### [STATED PROBLEM]
Copy everything in the listing below word for word, apart from any images.

◆ ◆ ◆ ◆ ◆

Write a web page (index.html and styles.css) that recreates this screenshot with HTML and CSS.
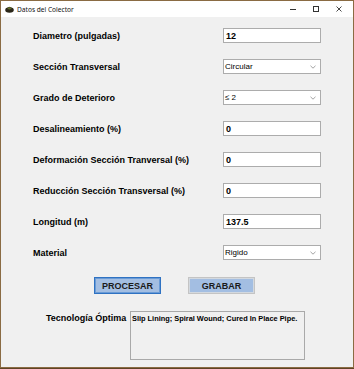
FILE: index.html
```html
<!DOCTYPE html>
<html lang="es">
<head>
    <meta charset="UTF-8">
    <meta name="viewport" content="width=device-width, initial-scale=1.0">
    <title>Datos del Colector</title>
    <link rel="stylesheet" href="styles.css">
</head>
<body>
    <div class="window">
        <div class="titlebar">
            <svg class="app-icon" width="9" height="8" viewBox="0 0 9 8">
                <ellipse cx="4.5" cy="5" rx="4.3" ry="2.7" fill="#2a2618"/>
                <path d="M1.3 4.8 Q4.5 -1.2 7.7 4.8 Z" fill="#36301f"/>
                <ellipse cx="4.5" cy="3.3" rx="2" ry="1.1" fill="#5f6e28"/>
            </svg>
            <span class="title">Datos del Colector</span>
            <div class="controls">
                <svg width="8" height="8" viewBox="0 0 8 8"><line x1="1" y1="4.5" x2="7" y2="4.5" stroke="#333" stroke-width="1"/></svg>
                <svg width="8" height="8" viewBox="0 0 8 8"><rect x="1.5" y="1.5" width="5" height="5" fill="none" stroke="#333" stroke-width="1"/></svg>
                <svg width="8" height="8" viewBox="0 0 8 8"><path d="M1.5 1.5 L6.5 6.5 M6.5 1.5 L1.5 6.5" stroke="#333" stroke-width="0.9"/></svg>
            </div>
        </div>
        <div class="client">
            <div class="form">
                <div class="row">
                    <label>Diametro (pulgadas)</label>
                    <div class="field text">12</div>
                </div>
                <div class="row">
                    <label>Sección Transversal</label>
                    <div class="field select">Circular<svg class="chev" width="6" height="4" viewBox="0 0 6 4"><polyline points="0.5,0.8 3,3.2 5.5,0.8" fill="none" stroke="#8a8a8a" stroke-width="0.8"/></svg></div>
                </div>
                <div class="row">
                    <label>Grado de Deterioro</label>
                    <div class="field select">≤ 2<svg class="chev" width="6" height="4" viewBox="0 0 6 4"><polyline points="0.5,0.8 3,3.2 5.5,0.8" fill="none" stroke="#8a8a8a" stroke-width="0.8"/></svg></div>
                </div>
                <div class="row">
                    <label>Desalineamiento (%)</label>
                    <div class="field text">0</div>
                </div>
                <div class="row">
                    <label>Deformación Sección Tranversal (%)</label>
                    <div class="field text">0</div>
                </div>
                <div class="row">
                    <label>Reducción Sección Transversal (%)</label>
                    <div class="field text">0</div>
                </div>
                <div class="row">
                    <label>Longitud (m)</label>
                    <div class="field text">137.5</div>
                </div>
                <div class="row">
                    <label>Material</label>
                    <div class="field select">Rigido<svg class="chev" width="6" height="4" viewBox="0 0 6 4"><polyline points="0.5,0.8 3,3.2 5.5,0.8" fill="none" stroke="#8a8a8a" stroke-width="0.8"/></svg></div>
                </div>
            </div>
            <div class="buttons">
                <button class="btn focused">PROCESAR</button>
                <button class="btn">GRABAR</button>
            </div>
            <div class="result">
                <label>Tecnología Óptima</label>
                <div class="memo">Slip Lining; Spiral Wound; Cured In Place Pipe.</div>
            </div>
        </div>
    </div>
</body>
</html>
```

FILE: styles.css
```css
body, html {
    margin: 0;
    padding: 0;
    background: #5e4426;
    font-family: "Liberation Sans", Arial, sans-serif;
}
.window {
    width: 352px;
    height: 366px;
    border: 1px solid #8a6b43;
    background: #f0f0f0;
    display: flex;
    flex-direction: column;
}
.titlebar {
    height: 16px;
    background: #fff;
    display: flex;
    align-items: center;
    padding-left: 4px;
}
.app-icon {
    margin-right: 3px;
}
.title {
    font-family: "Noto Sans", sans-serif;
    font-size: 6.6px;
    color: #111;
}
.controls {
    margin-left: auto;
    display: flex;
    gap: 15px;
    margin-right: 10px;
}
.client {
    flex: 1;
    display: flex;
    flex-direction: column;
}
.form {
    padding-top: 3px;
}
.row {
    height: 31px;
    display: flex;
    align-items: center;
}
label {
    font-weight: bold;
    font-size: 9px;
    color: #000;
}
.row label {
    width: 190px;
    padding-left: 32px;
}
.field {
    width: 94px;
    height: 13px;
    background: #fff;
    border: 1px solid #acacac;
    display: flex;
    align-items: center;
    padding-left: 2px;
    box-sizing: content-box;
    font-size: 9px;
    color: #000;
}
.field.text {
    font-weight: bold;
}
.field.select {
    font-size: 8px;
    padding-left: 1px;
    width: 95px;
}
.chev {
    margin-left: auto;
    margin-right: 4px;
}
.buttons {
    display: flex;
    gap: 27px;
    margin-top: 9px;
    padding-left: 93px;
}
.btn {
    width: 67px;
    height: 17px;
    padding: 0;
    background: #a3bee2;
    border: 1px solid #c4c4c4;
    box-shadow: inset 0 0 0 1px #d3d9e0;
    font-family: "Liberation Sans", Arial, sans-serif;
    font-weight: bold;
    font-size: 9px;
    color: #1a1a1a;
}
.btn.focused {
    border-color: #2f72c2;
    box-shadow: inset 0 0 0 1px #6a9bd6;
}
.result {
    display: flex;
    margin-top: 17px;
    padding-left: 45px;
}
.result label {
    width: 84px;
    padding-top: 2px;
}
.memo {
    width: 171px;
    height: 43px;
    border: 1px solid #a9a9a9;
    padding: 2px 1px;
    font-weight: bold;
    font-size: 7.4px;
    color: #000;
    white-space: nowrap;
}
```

◆ ◆ ◆ ◆ ◆

### [FULL OUTPUT]
Write a web page (index.html and styles.css) that recreates this screenshot with HTML and CSS.
FILE: index.html
```html
<!DOCTYPE html>
<html lang="es">
<head>
    <meta charset="UTF-8">
    <meta name="viewport" content="width=device-width, initial-scale=1.0">
    <title>Datos del Colector</title>
    <link rel="stylesheet" href="styles.css">
</head>
<body>
    <div class="window">
        <div class="titlebar">
            <svg class="app-icon" width="9" height="8" viewBox="0 0 9 8">
                <ellipse cx="4.5" cy="5" rx="4.3" ry="2.7" fill="#2a2618"/>
                <path d="M1.3 4.8 Q4.5 -1.2 7.7 4.8 Z" fill="#36301f"/>
                <ellipse cx="4.5" cy="3.3" rx="2" ry="1.1" fill="#5f6e28"/>
            </svg>
            <span class="title">Datos del Colector</span>
            <div class="controls">
                <svg width="8" height="8" viewBox="0 0 8 8"><line x1="1" y1="4.5" x2="7" y2="4.5" stroke="#333" stroke-width="1"/></svg>
                <svg width="8" height="8" viewBox="0 0 8 8"><rect x="1.5" y="1.5" width="5" height="5" fill="none" stroke="#333" stroke-width="1"/></svg>
                <svg width="8" height="8" viewBox="0 0 8 8"><path d="M1.5 1.5 L6.5 6.5 M6.5 1.5 L1.5 6.5" stroke="#333" stroke-width="0.9"/></svg>
            </div>
        </div>
        <div class="client">
            <div class="form">
                <div class="row">
                    <label>Diametro (pulgadas)</label>
                    <div class="field text">12</div>
                </div>
                <div class="row">
                    <label>Sección Transversal</label>
                    <div class="field select">Circular<svg class="chev" width="6" height="4" viewBox="0 0 6 4"><polyline points="0.5,0.8 3,3.2 5.5,0.8" fill="none" stroke="#8a8a8a" stroke-width="0.8"/></svg></div>
                </div>
                <div class="row">
                    <label>Grado de Deterioro</label>
                    <div class="field select">≤ 2<svg class="chev" width="6" height="4" viewBox="0 0 6 4"><polyline points="0.5,0.8 3,3.2 5.5,0.8" fill="none" stroke="#8a8a8a" stroke-width="0.8"/></svg></div>
                </div>
                <div class="row">
                    <label>Desalineamiento (%)</label>
                    <div class="field text">0</div>
                </div>
                <div class="row">
                    <label>Deformación Sección Tranversal (%)</label>
                    <div class="field text">0</div>
                </div>
                <div class="row">
                    <label>Reducción Sección Transversal (%)</label>
                    <div class="field text">0</div>
                </div>
                <div class="row">
                    <label>Longitud (m)</label>
                    <div class="field text">137.5</div>
                </div>
                <div class="row">
                    <label>Material</label>
                    <div class="field select">Rigido<svg class="chev" width="6" height="4" viewBox="0 0 6 4"><polyline points="0.5,0.8 3,3.2 5.5,0.8" fill="none" stroke="#8a8a8a" stroke-width="0.8"/></svg></div>
                </div>
            </div>
            <div class="buttons">
                <button class="btn focused">PROCESAR</button>
                <button class="btn">GRABAR</button>
            </div>
            <div class="result">
                <label>Tecnología Óptima</label>
                <div class="memo">Slip Lining; Spiral Wound; Cured In Place Pipe.</div>
            </div>
        </div>
    </div>
</body>
</html>
```

FILE: styles.css
```css
body, html {
    margin: 0;
    padding: 0;
    background: #5e4426;
    font-family: "Liberation Sans", Arial, sans-serif;
}
.window {
    width: 352px;
    height: 366px;
    border: 1px solid #8a6b43;
    background: #f0f0f0;
    display: flex;
    flex-direction: column;
}
.titlebar {
    height: 16px;
    background: #fff;
    display: flex;
    align-items: center;
    padding-left: 4px;
}
.app-icon {
    margin-right: 3px;
}
.title {
    font-family: "Noto Sans", sans-serif;
    font-size: 6.6px;
    color: #111;
}
.controls {
    margin-left: auto;
    display: flex;
    gap: 15px;
    margin-right: 10px;
}
.client {
    flex: 1;
    display: flex;
    flex-direction: column;
}
.form {
    padding-top: 3px;
}
.row {
    height: 31px;
    display: flex;
    align-items: center;
}
label {
    font-weight: bold;
    font-size: 9px;
    color: #000;
}
.row label {
    width: 190px;
    padding-left: 32px;
}
.field {
    width: 94px;
    height: 13px;
    background: #fff;
    border: 1px solid #acacac;
    display: flex;
    align-items: center;
    padding-left: 2px;
    box-sizing: content-box;
    font-size: 9px;
    color: #000;
}
.field.text {
    font-weight: bold;
}
.field.select {
    font-size: 8px;
    padding-left: 1px;
    width: 95px;
}
.chev {
    margin-left: auto;
    margin-right: 4px;
}
.buttons {
    display: flex;
    gap: 27px;
    margin-top: 9px;
    padding-left: 93px;
}
.btn {
    width: 67px;
    height: 17px;
    padding: 0;
    background: #a3bee2;
    border: 1px solid #c4c4c4;
    box-shadow: inset 0 0 0 1px #d3d9e0;
    font-family: "Liberation Sans", Arial, sans-serif;
    font-weight: bold;
    font-size: 9px;
    color: #1a1a1a;
}
.btn.focused {
    border-color: #2f72c2;
    box-shadow: inset 0 0 0 1px #6a9bd6;
}
.result {
    display: flex;
    margin-top: 17px;
    padding-left: 45px;
}
.result label {
    width: 84px;
    padding-top: 2px;
}
.memo {
    width: 171px;
    height: 43px;
    border: 1px solid #a9a9a9;
    padding: 2px 1px;
    font-weight: bold;
    font-size: 7.4px;
    color: #000;
    white-space: nowrap;
}
```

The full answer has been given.